Two capacitors and a resistor in a circuit.

[Hunter1]

Have you tried changing the capacitor values and observing the steady state voltage?

Calculate the charge on C1:
C = C1
q = CV

Now rearrange for V but this time C = C1 + C2

Yes, i've simulated in LTspice changing resistance, capacitance and voltage alternately maintaining the others fixed.

Firstlaw of nature : ...

You are wrongly assuming ...

Well, i must say i didn't yet study maxwell's equations and stuff to be sure about what's happening. But i can say that as long as the electrons don't just change into something else like energy through photons or dissapear, the voltage will be EXACTLY the same in the final state(of course the voltage will be divided, so it's the algebric sum that will be the same) because the electrons generate the electric field, thus the potential difference (or voltage).

[Dave]

Firstlaw of nature : you cannot create energy , you cannot destroy energy. Only convert it.

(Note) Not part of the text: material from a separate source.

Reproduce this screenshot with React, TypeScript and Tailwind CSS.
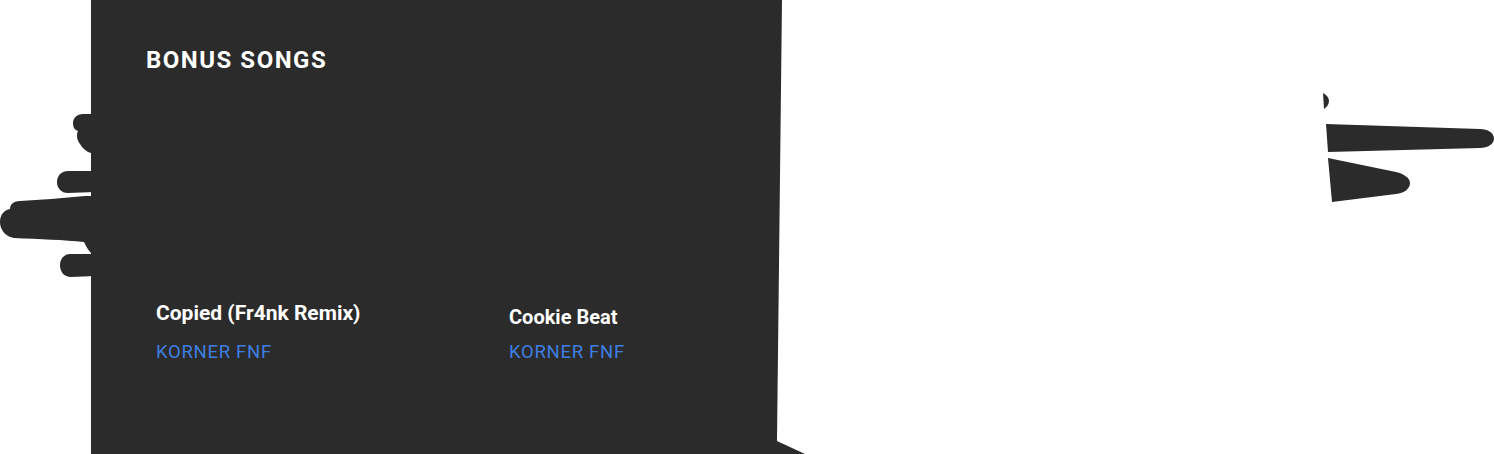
import React from 'react';

interface Song {
  title: string;
  artist: string;
  lower?: boolean;
}

const SONGS: Song[] = [
  { title: 'Copied (Fr4nk Remix)', artist: 'KORNER FNF' },
  { title: 'Cookie Beat', artist: 'KORNER FNF', lower: true },
];

// Hand-drawn pointing fingers around the panel
const Hands: React.FC = () => (
  <svg
    className="absolute left-0 top-0 pointer-events-none"
    width="1494"
    height="454"
    viewBox="0 0 1494 454"
    fill="#2b2b2b"
  >
    {/* left side */}
    <path d="M95 114 L83 114 C77 114 73 118 73 123 C73 128 75 130 78 131 C76 135 77 140 80 144 C83 149 87 152 91 153 L95 153 Z" />
    <path d="M95 171 L68 171 C61 171 57 176 57 182 C57 188 61 193 68 193 L95 192 Z" />
    <path d="M95 196 L85 196 C62 198 40 200 20 201 C14 201 10 204 10 209 C4 210 0 215 0 222 C0 230 6 237 14 238 C40 239 64 240 84 242 C86 246 88 250 91 253 L95 253 Z" />
    <path d="M95 254 L70 254 C64 254 60 259 60 265 C60 272 64 277 71 277 L95 276 Z" />
    {/* right side */}
    <path d="M1323 93 C1327 95 1329 98 1329 101 C1329 104 1327 107 1324 109 Z" />
    <path d="M1326 124 L1480 129 C1488 129 1494 133 1494 138.5 C1494 144 1488 148 1480 148 L1328 152 Z" />
    <path d="M1328 158 L1396 172 C1404 174 1410 178 1410 183 C1410 189 1404 193 1396 194 L1332 202 Z" />
  </svg>
);

const App: React.FC = () => {
  return (
    <div className="relative w-[1494px] h-[454px] overflow-hidden bg-white font-['Roboto',sans-serif]">
      {/* Panel */}
      <div className="ml-[91px] w-[714px] h-[454px] bg-[#2b2b2b] [clip-path:polygon(0_0,691px_0,686px_441px,714px_454px,0_454px)]">
        <div className="pl-[55px] pt-[48px]">
          <h2 className="text-[24px] leading-none font-bold tracking-[1.5px] text-white">BONUS SONGS</h2>
        </div>

        <div className="mt-[231px] pl-[65px] grid grid-cols-[353px_220px]">
          {SONGS.map((s) => (
            <div key={s.title} className="flex flex-col">
              <div className={s.lower ? 'h-[40px] pt-[4px] text-[20px] leading-none' : 'h-[40px] text-[21px] leading-none'}>
                <span className="font-bold text-white">{s.title}</span>
              </div>
              <span className="text-[18.5px] leading-none tracking-[0.7px] text-[#3e7ee0]">{s.artist}</span>
            </div>
          ))}
        </div>
      </div>

      <Hands />
    </div>
  );
};

export default App;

As current is flowing from cap 1 to cap 2 ( as long as they don;t both have the same voltage) some of that energy is converted in heat. So after charge equalisation that energy has to be removed from the equation. this will result in a net drop of the voltage across the caps.

Otherwise you could create a perpeteuum mobile using three capacitors and a resistor. two in series , resistor , third. when balance has been achieved swap right one with one of the left ones and keep going...

Seriously, read what I wrote in one of my previous posts.

With ideal components, voltage will be exactly 10 volts. The energy loss is accounted for. The stored energy in a capacitor is W = 1/2 * C * V^2. If the voltage is halved, the energy is reduced to a quarter. You have two capacitors, so you have two quarters. Half of the total energy is transformed into heat.

Half of the initial energy is dissipated on the resistor, half of it is distributed between the capacitors. By having half the initial voltage on both caps, you have a quarter of the initial energy in each cap.
1(initial C1) + 0 (initial C2) = 1/2 (heat) + 1/4 (C1) + 1/4 (C2)

By this point I am starting to think you are just pulling my leg.

[IanB]

I'd like to know which equation can be used to calculate the current flowing in the circuit below. The voltage in both capacitors are measured with a DMM. Initially the capacitor 1 is charged, and has 20 volts; the second has 0 volts.

Just for completeness, here is a worked solution to the problem from first principles. (It's actually only a partial solution, because another step is needed to obtain the individual voltages V₁ and V₂. But the other information in this thread is enough to fill that gap.)

[free_electron]

Half of the initial energy is dissipated on the resistor, half of it is distributed between the capacitors. By having half the initial voltage on both caps, you have a quarter of the initial energy in each cap.
1(initial C1) + 0 (initial C2) = 1/2 (heat) + 1/4 (C1) + 1/4 (C2)

oh crap. i made a reasoning error. you are right. the power loss is accounted for. phew. no laws of nature were broken. ( heavy fines on that one ... )